In the runup to independence in the 1930s and 1940s, the Muslim portions of India could not be reconciled with the rest of the country, and the British decided to partition the territory.

Muhammad Ali JinnahMuhammad Ali Jinnah founded the state of Pakistan in 1947, cobbling together different ethnic groups whose only major commonality was Islam. Many Muslims remain in India, but few Hindus and other non-Muslims remain in Pakistan – like other Muslim-majority countries, Pakistan has driven out, killed, or converted most of its infidels.

Even so, Pakistan is quite diverse. It originally included what used to be East Pakistan and is now Bangladesh. The latter is ethnically distinct, and fought to gain its independence from Pakistan in 1971. In Pakistan are Shiites as well as Sunnis, and the Sunnis are divided into different sects and subgroups, speaking different languages or dialects and having differing social status.

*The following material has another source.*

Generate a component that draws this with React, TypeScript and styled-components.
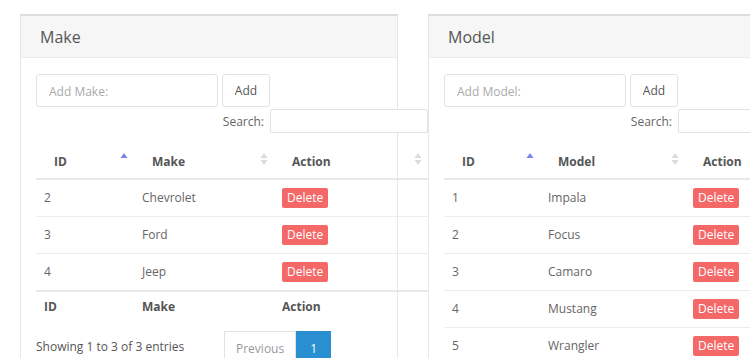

One of the major distinctions is between the Deobandis and the Brelvis. According to B. Raman,
     The majority of the Brelvis are descendants of converts from Hinduism and belong to poor rural classes. Since they cannot afford to go on Haj to Saudi Arabia, their tradition allows them instead to visit the graves of their pirs and saints. These flexible and tolerant traditions had spread in the past from the sub-continent to Afghanistan , the Central Asian Republics (CARs), Dagestan and Chechnya and to other countries where Muslims from the sub-continent have migrated.
The Wahabi-Deobandis of Pakistan, who are in a numerical minority, are the descendants of the original migrants from Central Asia, Afghanistan and the Gulf. They look upon themselves as the high-born (the “Ashraf”) and look down on the Brelvis as the low-born (the “Alaf”). Power has largely remained in the hands of the Wahabi-Deobandis, but till 1971 there was no organised, state-sponsored attempt to force the Wahabi religious traditions on the Brelvis.
The alienation of the people of pre-1971 East Pakistan was mainly due to the refusal of the Deobandi high-born of West Pakistan to accept the Bengali Muslims, largely the descendants of converts from Hinduism, as their equals.
The war of 1971 and the separation of Bangladesh and the subsequent appearance of signs of alienation amongst the Mohajirs of Karachi and other urban areas of Sindh, who are descendants of converts from Hinduism from northern India, created fears of another split of Pakistan.
This led to the emergence in the 1980s of a number of Muslim extremist organisations wedded to the policy of ridding Islam in Pakistan of what they looked upon as the corrupting influences of Hinduism and making the Muslims of Pakistan strictly adhere to the Deobandi-Wahabi traditions.
The Deobandi-Wahhabi group Tablighi Jamaat has experienced a tremendous growth during the last quarter-century, converting infidels and bringing lapsed Muslims back into its austere version of the Ummah. Its graduates have moved on to join or form some of the most violent and radical of the Islamist terror groups.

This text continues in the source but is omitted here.